For Henry Ford, manufacturing vehicles in Canada opened up new markets for the cars he promised to deliver cheaper to consumers than other automobile makers.
Ford of Canada was 51 per cent owned by the Detroit-based auto maker. Under the agreement, Ford shared his car patents and specifications as well as the technological support to produce cars, while Ford of Canada had exclusive rights to sell cars in Canada and overseas to British Empire countries. Initially, Great Britain was included within Ford of Canada’s export markets, but by 1911, the nation had its own Ford assembly plants.
According to Canadian law, the company had to first offer Canadians an opportunity to purchase shares before foreigners could subscribe. The original 393 Canadian shareholders held stock valued at $39,300, but American shareholders had purchased $85,700.15 in stock.

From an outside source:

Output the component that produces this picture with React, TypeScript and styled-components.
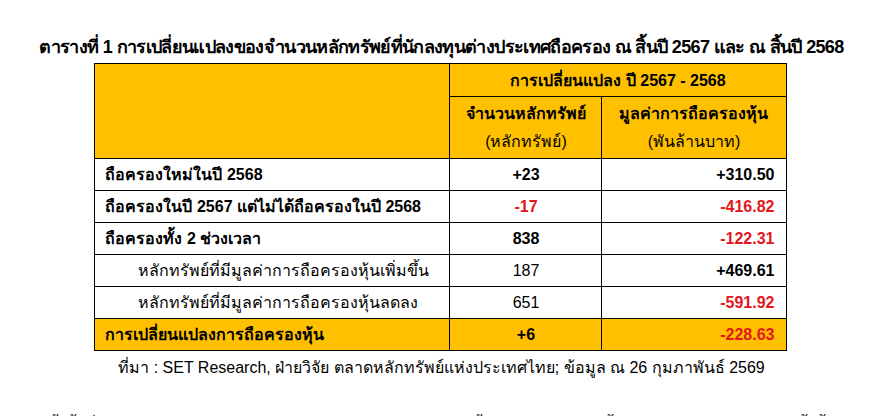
import styled, { createGlobalStyle } from "styled-components";

const GlobalStyle = createGlobalStyle`
    html, body {
        margin: 0;
        padding: 0;
        background: #ffffff;
        overflow: hidden;
    }
    body {
        font-family: "Liberation Sans", Arial, sans-serif;
        color: #000;
    }
`;

type Row = {
    label: string;
    count: string;
    value: string;
    sub?: boolean;
    countRed?: boolean;
    valueRed?: boolean;
    total?: boolean;
};

const rows: Row[] = [
    {label: "ถือครองใหม่ในปี 2568", count: "+23", value: "+310.50"},
    {label: "ถือครองในปี 2567 แต่ไม่ได้ถือครองในปี 2568", count: "-17", value: "-416.82", countRed: true, valueRed: true},
    {label: "ถือครองทั้ง 2 ช่วงเวลา", count: "838", value: "-122.31", valueRed: true},
    {label: "หลักทรัพย์ที่มีมูลค่าการถือครองหุ้นเพิ่มขึ้น", count: "187", value: "+469.61", sub: true},
    {label: "หลักทรัพย์ที่มีมูลค่าการถือครองหุ้นลดลง", count: "651", value: "-591.92", sub: true, valueRed: true},
    {label: "การเปลี่ยนแปลงการถือครองหุ้น", count: "+6", value: "-228.63", total: true, valueRed: true},
];

export default function App() {
    return (
        <Page>
            <GlobalStyle/>
            <Title>ตารางที่ 1 การเปลี่ยนแปลงของจำนวนหลักทรัพย์ที่นักลงทุนต่างประเทศถือครอง ณ สิ้นปี 2567 และ ณ สิ้นปี 2568</Title>
            <Table>
                <colgroup>
                    <col style={{width: 355}}/>
                    <col style={{width: 152}}/>
                    <col style={{width: 184}}/>
                </colgroup>
                <thead>
                    <tr>
                        <HeadCell rowSpan={2}/>
                        <HeadCell colSpan={2} $top>การเปลี่ยนแปลง ปี 2567 - 2568</HeadCell>
                    </tr>
                    <tr>
                        <HeadCell>
                            <HeadMain>จำนวนหลักทรัพย์</HeadMain>
                            <HeadUnit>(หลักทรัพย์)</HeadUnit>
                        </HeadCell>
                        <HeadCell>
                            <HeadMain>มูลค่าการถือครองหุ้น</HeadMain>
                            <HeadUnit>(พันล้านบาท)</HeadUnit>
                        </HeadCell>
                    </tr>
                </thead>
                <tbody>
                    {rows.map((r) => (
                        <BodyRow key={r.label} $total={r.total}>
                            <LabelCell $sub={r.sub}>{r.label}</LabelCell>
                            <CountCell $sub={r.sub} $red={r.countRed}>{r.count}</CountCell>
                            <ValueCell $red={r.valueRed}>{r.value}</ValueCell>
                        </BodyRow>
                    ))}
                </tbody>
            </Table>
            <Source>ที่มา : SET Research, ฝ่ายวิจัย ตลาดหลักทรัพย์แห่งประเทศไทย; ข้อมูล ณ 26 กุมภาพันธ์ 2569</Source>
            <Paragraph>
                ทั้งนี้ เมื่อพิจารณาการถือครองหุ้นของนักลงทุนต่างประเทศ ณ สิ้นปี 2568 เทียบกับสิ้นปี 2567 พบว่ามูลค่าลดลงทั้งสิ้น
            </Paragraph>
        </Page>
    );
}

const Page = styled.div`
    width: 883px;
    height: 416px;
    display: flex;
    flex-direction: column;
    align-items: center;
    padding-top: 35px;
    box-sizing: border-box;
`;

const Title = styled.div`
    font-weight: 700;
    font-size: 18px;
    line-height: 24px;
    letter-spacing: -0.65px;
    white-space: nowrap;
    margin-bottom: 4px;
`;

const Table = styled.table`
    border-collapse: collapse;
    table-layout: fixed;
    width: 692px;
    margin-left: -2px;
    border: 1.5px solid #000;
    font-size: 16px;
`;

const HeadCell = styled.th<{ $top?: boolean }>`
    background: #ffc000;
    border: 1px solid #000;
    padding: 0;
    height: ${({$top}) => ($top ? "32px" : "61px")};
    font-weight: 700;
    text-align: center;
    vertical-align: middle;
`;

const HeadMain = styled.div`
    font-weight: 700;
    line-height: 28px;
`;

const HeadUnit = styled.div`
    font-weight: 400;
    line-height: 28px;
`;

const BodyRow = styled.tr<{ $total?: boolean }>`
    height: 32px;
    background: ${({$total}) => ($total ? "#ffc000" : "#ffffff")};
`;

const LabelCell = styled.td<{ $sub?: boolean }>`
    border: 1px solid #000;
    padding: ${({$sub}) => ($sub ? "0 0 0 43px" : "0 10px")};
    font-weight: ${({$sub}) => ($sub ? 400 : 700)};
    text-align: left;
    white-space: nowrap;
`;

const CountCell = styled.td<{ $sub?: boolean; $red?: boolean }>`
    border: 1px solid #000;
    padding: 0;
    text-align: center;
    font-weight: ${({$sub}) => ($sub ? 400 : 700)};
    color: ${({$red}) => ($red ? "#e3161b" : "#000")};
`;

const ValueCell = styled.td<{ $red?: boolean }>`
    border: 1px solid #000;
    padding: 0 11px 0 0;
    text-align: right;
    font-weight: 700;
    color: ${({$red}) => ($red ? "#e3161b" : "#000")};
`;

const Source = styled.div`
    font-size: 16px;
    line-height: 22px;
    margin-top: 6px;
    white-space: nowrap;
`;

const Paragraph = styled.div`
    font-size: 16px;
    line-height: 22px;
    margin-top: 36px;
    white-space: nowrap;
`;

As it was, McGregor had great difficulty attracting Canadian investors, but he still managed to raise $125,000 in capital, which led to the founding of Ford of Canada, with McGregor, a former wagon maker in Walkerville, Ontario, named the new company’s managing secretary.
Although Henry Ford was involved in the initial formation of the new company, once Ford of Canada was up and running, he adopted a hands’-off attitude, claiming it was under highly capable management and was operating smoothly. In fact, for a period of 15 years, he never once attended a Ford of Canada board of directors’ meeting.
By 1916, the company announced “that all but $16.88 worth of the material that goes into the construction of a Ford car is bought here in Canada — and it would all be bought here if it were possible to get it here.”
In the new Canadian plants, including Winnipeg, components would be shipped by train from Ford,(Windsor) Ontario, for assembly into complete automobiles.
Meanwhile, the prosperity of grain growers in Western Canada was reflected in auto sales, with brisk trade occurring in Winnipeg.In the “Gateway to the West” city, Dominion Motor Car Co., 346 Donald St., was so successful that it was dubbed in its advertising as “the largest Ford dealers in Canada,” and would later move into a bigger building at the corner of Fort and Graham.